What you need to know about Indonesia’s legislative elections
On Feb 14, Indonesians will head to the polls to choose not just their president, but also their elected representatives for Parliament, the regional council and legislative councils. Here is all you need to know about the legislative elections.
Q: What happens at legislative elections?
A: About 205 million Indonesians are eligible to vote for members of the House of Representatives (DPR) and Regional Representative Council – which together form the Parliament – as well as legislative councils at the provincial, regency and city levels, who will serve for the next five years.
Voters cast ballots for their choice of legislative candidates, both at national and regional levels, from a list of names nominated by political parties. The candidate with the most number of votes wins the seat.
A total of 580 seats are up for grabs in the DPR, which is the country’s national Parliament. Some 9,917 candidates from 18 political parties are contesting in 84 electoral districts for these seats.
Five of these seats are new and were added when four new provinces were created, bringing the number of Indonesia’s provinces to 38.
About 250,000 candidates are contesting for around 20,000 seats at the regional level.
Q: What does the DPR do?
A: The DPR confirms presidential appointments, deliberates and passes Bills into laws, approves the government’s annual spending budget and policies, and oversees their implementation.
Most laws are passed either by consensus or a simple majority of MPs. A president with more MPs supporting him will thus be able to push through new policies and reforms more quickly, including getting new laws and spending plans approved.
There are currently 575 MPs, of whom 471 – or 82 per cent – are from political parties that are in the coalition that supports President Joko Widodo. The remaining MPs represent the opposition camp.
Q: How do the 2024 legislative elections’ results affect the 2029 presidential election?
A: Political parties or a coalition of parties that win 20 per cent of the legislative votes in 2024 will be able to field presidential and vice-presidential candidates in the next election.
In the three-way 2024 presidential race, the current ruling party, the Indonesian Democratic Party of Struggle was the only single party that met this threshold. It is backing Mr Ganjar Pranowo.
Mr Anies Baswedan is backed by a NasDem party-led alliance, and Mr Prabowo Subianto by parties including Gerindra and Golkar.

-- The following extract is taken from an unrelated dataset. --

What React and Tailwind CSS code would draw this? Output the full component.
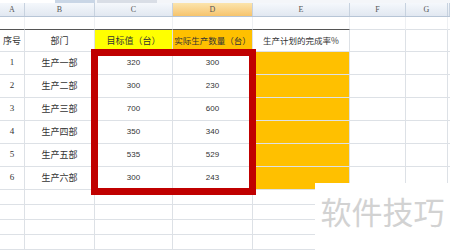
import React from "react";
import clsx from "clsx";

const W = ["w-[25px]", "w-[70px]", "w-[78px]", "w-[80px]", "w-[97px]", "w-[56px]", "w-[42px]", "flex-1"];
const LETTERS = ["A", "B", "C", "D", "E", "F", "G", ""];

const rows = [
  ["1", "生产一部", "320", "300"],
  ["2", "生产二部", "300", "230"],
  ["3", "生产三部", "700", "600"],
  ["4", "生产四部", "350", "340"],
  ["5", "生产五部", "535", "529"],
  ["6", "生产六部", "300", "243"],
];

const Cell = ({ i, className, children }) => (
  <div
    className={clsx(
      "flex shrink-0 items-center justify-center overflow-visible whitespace-nowrap border-b border-r border-[#dde1e6]",
      W[i],
      i === 7 && "border-r-0",
      className
    )}
  >
    {children}
  </div>
);

export default function App() {
  return (
    <div className="relative h-[250px] w-[450px] overflow-hidden bg-white font-['Noto_Sans_CJK_SC','Liberation_Sans',sans-serif] text-[#333]">
      {/* formula bar remnant */}
      <div className="flex h-[3px] bg-[#f4f6f9]">
        <div className="w-[55px] bg-white" />
        <div className="w-[40px] bg-[#c9d6e6]" />
        <div className="ml-[2px] w-[60px] bg-[#d9dee6]" />
      </div>

      {/* column letters */}
      <div className="flex h-[14px] border-b border-[#b7c5d6] bg-gradient-to-b from-[#f5f8fc] to-[#e1e8f1]">
        {LETTERS.map((l, i) => (
          <div
            key={i}
            className={clsx(
              "flex shrink-0 items-center justify-center border-r border-[#c7d2df] font-['Liberation_Serif',serif] text-[8px] text-[#555]",
              W[i],
              i === 3 && "bg-gradient-to-b from-[#fbe4ad] to-[#f6c46c]"
            )}
          >
            {l}
          </div>
        ))}
      </div>

      {/* empty row above table */}
      <div className="flex h-[13px]">
        {W.map((_, i) => (
          <Cell key={i} i={i} className={clsx("border-r-[#eef0f3]", i <= 4 && "border-b-[#555]")} />
        ))}
      </div>

      {/* table header */}
      <div className="flex h-[22px] text-[9px]">
        <Cell i={0} className="border-[#555]">序号</Cell>
        <Cell i={1} className="border-[#555]">部门</Cell>
        <Cell i={2} className="border-[#555] bg-[#ffff00]">目标值（台）</Cell>
        <Cell i={3} className="border-[#777] bg-[#ffc000] text-[8.5px]">实际生产数量（台）</Cell>
        <Cell i={4} className="border-[#888] text-[8.5px]">生产计划的完成率%</Cell>
        <Cell i={5} />
        <Cell i={6} />
        <Cell i={7} />
      </div>

      {/* data rows */}
      {rows.map((r) => (
        <div key={r[0]} className="flex h-[23px]">
          <Cell i={0} className="border-[#555] font-['Liberation_Serif',serif] text-[9px]">{r[0]}</Cell>
          <Cell i={1} className="border-[#555] text-[9px]">{r[1]}</Cell>
          <Cell i={2} className="border-[#555] font-['Liberation_Sans',sans-serif] text-[8px]">{r[2]}</Cell>
          <Cell i={3} className="border-[#555] font-['Liberation_Sans',sans-serif] text-[8px]">{r[3]}</Cell>
          <Cell i={4} className="border-[#555] bg-[#ffc000]" />
          <Cell i={5} />
          <Cell i={6} />
          <Cell i={7} />
        </div>
      ))}

      {/* empty rows below */}
      {[0, 1, 2, 3].map((k) => (
        <div key={k} className="flex h-[15px]">
          {W.map((_, i) => (
            <Cell key={i} i={i} />
          ))}
        </div>
      ))}

      {/* red highlight frame */}
      <div className="absolute left-[91px] top-[49px] h-[146px] w-[165px] border-[7px] border-[#c00000]" />

      {/* watermark */}
      <div className="absolute left-[315px] top-[183px] flex h-[67px] w-[135px] items-start justify-center bg-white pt-[12px] text-[31px] leading-none text-[#d2d2d2]">
        软件技巧
      </div>
    </div>
  );
}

Q: Will the Feb 14 legislative elections’ results affect who becomes president in 2024?
A: Yes, but only if the presidential election goes to a second run-off vote.
Under Indonesia’s election rules, a candidate pair need a simple majority – or more than 50 per cent – of the votes to win. They also need to get at least 20 per cent of the votes across more than half of Indonesia’s 38 provinces.
If that does not happen, the top two candidate pairs will enter a run-off vote in June with the third pair eliminated.
Contenders stand a better chance at winning the run-off if they are backed by parties that did well in the legislative elections and have ostensibly received a vote of confidence from the public.